FIRST Tech Challenge robotics competition

Block Party!, released on September 7, 2013, is the 2013–2014 robotics competition for FIRST Tech Challenge. In the competition, two alliances, each consisting of two teams, compete to score blocks in plastic crates atop alliance-colored pendulums. Block Party! is the ninth FTC challenge.

==Announcement==
The contest rules were announced at the headquarters of PTC in Needham, Massachusetts on September 7, 2013. A live audience of about 200 high schoolers and their mentors watched the unveiling by David Price (Regional Director of FIRST), Loretta Bessette (MIT Lincoln Labs and FIRST’s FTC game design team), Don Bossi (President of FIRST), John Stuart (PTC SVP of Global Academic Programs), and Lisa Freed (iRobot STEM Outreach Coordinator). The event was also live streamed.

==Alliances==
In each match, the four teams competing are organized into red and blue alliances. The members of an alliance compete together to earn points. Alliances are selected randomly prior to the start of each competition.

==Field==
The field for the competition is a square measuring 12 feet by 12 feet, which can be constructed by teams for practising prior to competitions. In the centre of the field there is a wooden "bridge" with a metal pipe that robots will hang on. On each side of the bridge, there are pendulums with crates. Under the pendulums, there are floor goals that are alliance-specific. On two of the corners, there are flags on PVC poles. In the other two corners, there are trapezoidal areas with plastic cube scoring objects. The field is also divided into two triangular halves, one red and one blue.

==Scoring==
There are three sections to the game: the Autonomous Period, the Driver-Controlled (or Tele-Operated) Period, and the End Game. The criteria for scoring is different during each segment.

- Autonomous Period
In the Autonomous Period, robots run autonomously for thirty seconds. Infrared beacons are placed randomly under a crate on the pendulum prior to the start of the match, but after autonomous programs have been selected. Each robot is allowed to begin with one preloaded block. Unscored blocks are left in the robot after the Autonomous Period ends. An infrared sensor is available to aid in autonomously locating the IR beacon. Robots can also earn points by being either partially or fully on the bridge in the center of the field.

| Method | Points |
|---|---|
| Scoring autonomous block in the crate above the IR beacon | 40 points each |
| Scoring autonomous block in any crate | 20 points each |
| Scoring autonomous block in a floor goal | 5 points each |
| Being partially on the bridge | 10 points |
| Being fully on the bridge | 20 points |

- Driver-Controlled Period
During the two-minute Driver-Controlled Period, teams can use standard gamepad controllers, each with two joysticks to operate their robots.

| Method | Points |
|---|---|
| Scoring a block on the floor goals | 1 point each |
| Scoring a block in one of the inner crates | 2 points each |
| Scoring a block in one of the outer crates | 3 points each |

- End Game
The final thirty seconds of the Driver-Controlled Period are referred to as the End Game. During End Game, teams are permitted to attempt to score points for special tasks, but these tasks must not begin before the start of End Game.

| Method | Points |
|---|---|
| Raising the alliance flag in the corner of the field | 20 points in the "low" position, 35 points in the "high" position |
| Hanging on the metal bar in the center of the field | 50 points |
| Balancing the pendulum | 50% increase in points scored from blocks |

==Advancement Criteria==
During tournaments and championships, match wins are not the largest part of the advancement criteria. For example, the winner of the top judged award (the Inspire Award) ranks higher than the winner of the competition-based component (Winning Alliance Captain). Winning lesser judged awards (Think Award, Connect Award, etc.) also plays a part in the advancement order.
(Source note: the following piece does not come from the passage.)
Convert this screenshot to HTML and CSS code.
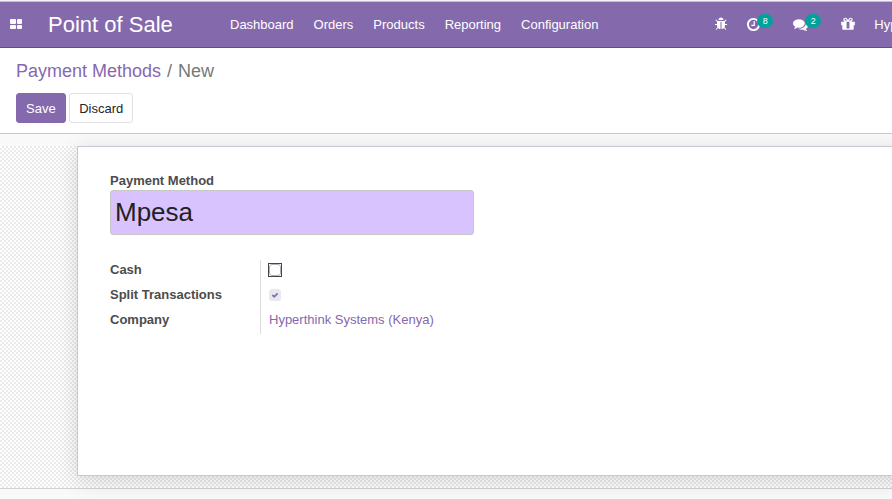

For the Block Party challenge, a type of qualifying competition has been introduced in the United States. After qualifying at a regional competition, teams advance to a "Super-Regional", consisting of teams from many different states. There are four regions in the United States, and each region has a "Host Location" where the actual competition will be held.